When it comes to using wrinkle classification systems, like Glogau, Merz or Fitzpatrick, some aesthetic physicians swear by them. Others would rather look at wrinkles as “mild,” “moderate” or “severe.”

American Academy of Facial Plastic and Reconstructive Surgery (AAFPRS) President Fred G. Fedok, M.D., says he uses specific wrinkle scales in his aesthetic practice to ascertain which treatments would be effective and safe in a given patient.

“I use two scales commonly when considering patients for resurfacing procedures — the Glogau and the Fitzpatrick scales,” he says. “I use the Glogau to characterize the patient to help guide the type of treatment and the aggressiveness of treatment.
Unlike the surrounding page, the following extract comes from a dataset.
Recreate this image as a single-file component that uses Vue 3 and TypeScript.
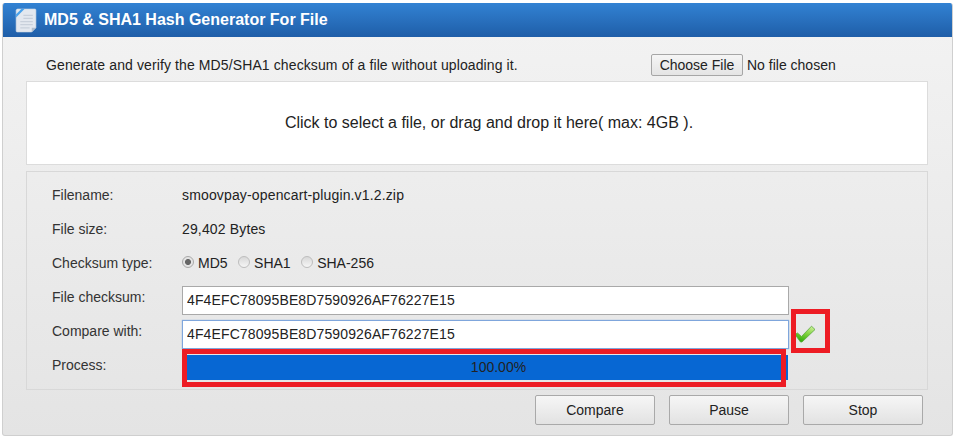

For instance, in patients with a lesser Glogau rating, I expect them to display less photoaging changes compared to those with a higher rating. In those former patients I may consider it most appropriate to do a lighter peel or use a less aggressive laser setting.”

Dr. Fedok says the Fitzpatrick scale tells him about skin type, the amount of melanin in a patient’s skin and the patient’s propensity for pigmentation complications, secondary to resurfacing.

“Those with a lessor Fitzpatrick type, will do well with many types and depths of resurfacing. Those with a higher Fitzpatrick designator will have to be treated quite cautiously,” Dr. Fedok says.

Princeton, N.J. plastic surgeon Adam Hamawy, M.D., says his scale of choice is the Glogau Wrinkle Scale, because it offers a good global assessment of the face.

“When I need to get more specific, I use the Merz scale for the specific region of the face,” Dr. Hamawy says.

But like many doctors who do aesthetic procedures, Dr. Hamawy thinks wrinkle scales are not used much in clinical practice.

“Scales are usually used to provide objective quantification of improvement in facial wrinkles after injection of a neurotoxin like Botox or a filler. They are most useful in research when assessing how effective an injectable treatment is. They are not typically used in routine, everyday clinical evaluations or treatments,” Dr. Hamawy says.